The First Thanksgiving

It wasn't to thank the Indians

~~ Paul V. Hartman ~~


      This essay is necessary because a deliberate fraud is being perpetrated by the (inferior but mandatory) US public school system, otherwise known as "government schools." The myth, by now well propogated, is that Thanksgiving celebrates the time when the pilgrims expressed their gratitude for their survival in the new harsh land of America to the Indians of the Eastern seaboard. The facts are different.

The pilgrims arrived on American shores in 1620, all 102 of them, adults and children. During the voyage, the group bound for America agreed to a social contract, called the Mayflower Compact. According to this document, which included several provisions which we would identify as generally democratic, was one provision which was decidedly socialistic: all of the colonists would be treated financially equally in the new land, namely, that each person would hold an equal share in the land and the produce of the colony, despite the variable efforts they would contribute to the project individually. Historical records document many such efforts to homogenize the output of variable talent, brought to its natural culmination by the communists in the Soviet Union: "From each according to his ability, To each, according to his need."
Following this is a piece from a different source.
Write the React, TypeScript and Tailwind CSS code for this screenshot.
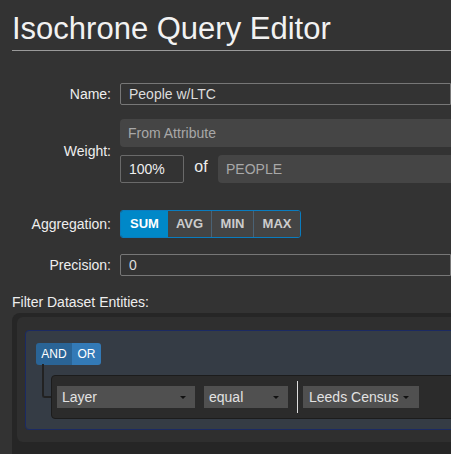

As has been always the case whenever a socialistic scheme such as this is tried, it fails. It always fails for the same reason: individuals discover that their share of the profits is the same whether they work or they don't work, and those most productive soon loose interest in providing their labor for the benefit of the unworking majority.

It is true that following a substantial loss in the colony's population (nearly half) through starvation, illness, and inclement weather, the colonists learned a few lessons about survival from the Indians: how to grow corn, how to trap and hunt in the new land, and other useful things. However, the Major thing they learned was that a society based on equal outcomes for unequal work is doomed. Accordingly, the Mayflower Compact was discarded in favor of private property and the ability of each to keep all that he produced. Only when this was tried did the colony produce surpluses. Only with surpluses could the colonists trade with the Indians to obtain other things they needed for survival.

That first Thanksgiving was not directed at the Indians. It was meant to include them in a worship service to God - prayer and celebration for the harvest. This was not a new event for these settlers, since a harvest-related celebration was a long tradition in England.

The first American Thanksgiving occurred in the fall of 1621. The colonists supplied geese, ducks, and fish. The Indians brought wild turkeys and venison. The women prepared corn meal cakes and succotash. The meal was served outdoors on large tables.

In the politically correct public school classrooms of modern America, the central religious theme of this celebration has been discarded in favor of the notion of an outreach to the Indians. But the settlers and the Indians had already been on friendly terms for the year the English had been there. And that is the truth of the matter.